Extended Stay features bugs inhabiting hotel walls, a building that shares some qualities with a body, and some unsettling scenes involving teeth. What prompted some of these images — and did you write anything that ended up leaving you unsettled after you’d finished it?

I mean, speaking of things that are already alive elsewhere… What’s funny is that the two most unsettling scenes were eventually cut out. I won’t say much about them, other than one was very much a total Abraham and Isaac Old Testament situation, and that it went on for way too long. The stuff that stuck in the manuscript–and crept and writhed and wriggledwas often initially unsettling, and then it just sort of became a problem-solving kind of thing in revision: like, trying to figure out how much to keep so that it’s still creepy but doesn’t go on for long. Marisol and the bugs still leave me shaken, though. As for what prompted those images in the first place? I’m a scaredy cat! And Vegas had some pretty impressive roaches (so did my previous home town, Orlando), and body horror has always been a deep well of inspiration for me — both in movies and in novels — but mostly because it’s been a place to navigate the stuff the freaks me out about having a body. And having teeth.

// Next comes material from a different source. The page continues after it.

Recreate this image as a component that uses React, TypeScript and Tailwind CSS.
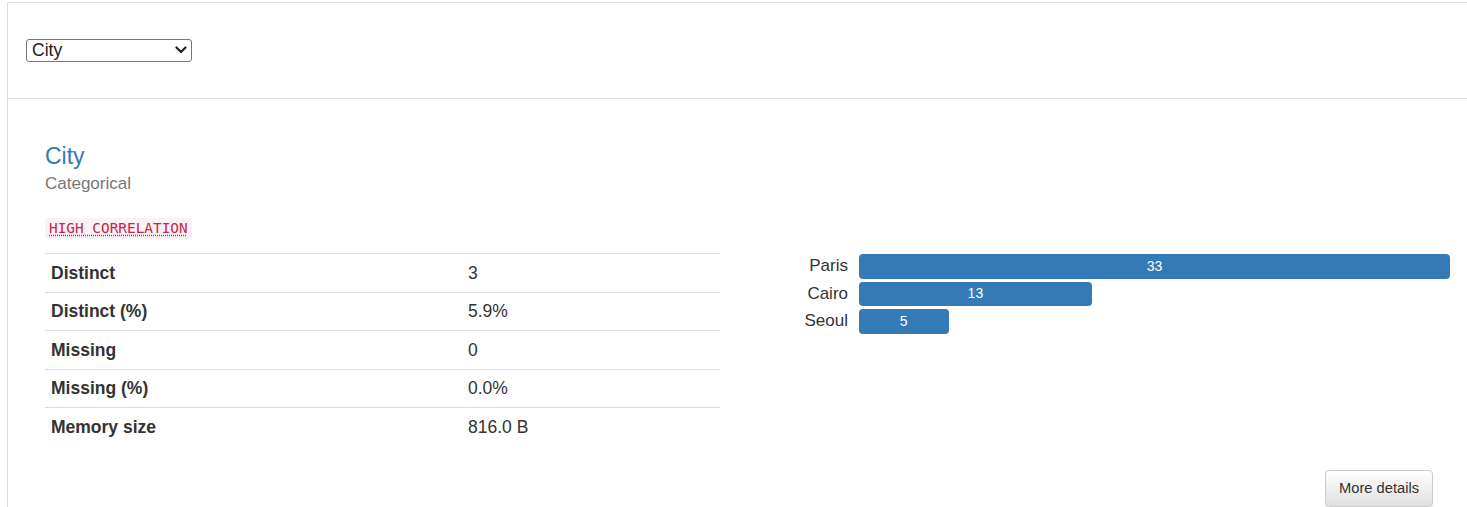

I have a seven year old, and when he started getting super excited about the tooth fairy, he developed this absolutely plausible theory about her: which was that the tooth fairy took the baby teeth so she could creep into the rooms of babies and put them in their mouths. I mean, it makes total sense for the tooth fairy to recycle teeth. And it’s super creepy. Anyway, that’s all a long way of saying that the unsettling images in the novel feel very much a part of what’s unsettling about having to be a person with a body in the world. And, like, keeping those things in the back of your mind for too long feels like a lot. Better to put all those images in a novel and let them roam free for a bit. Better to let them go a little wild.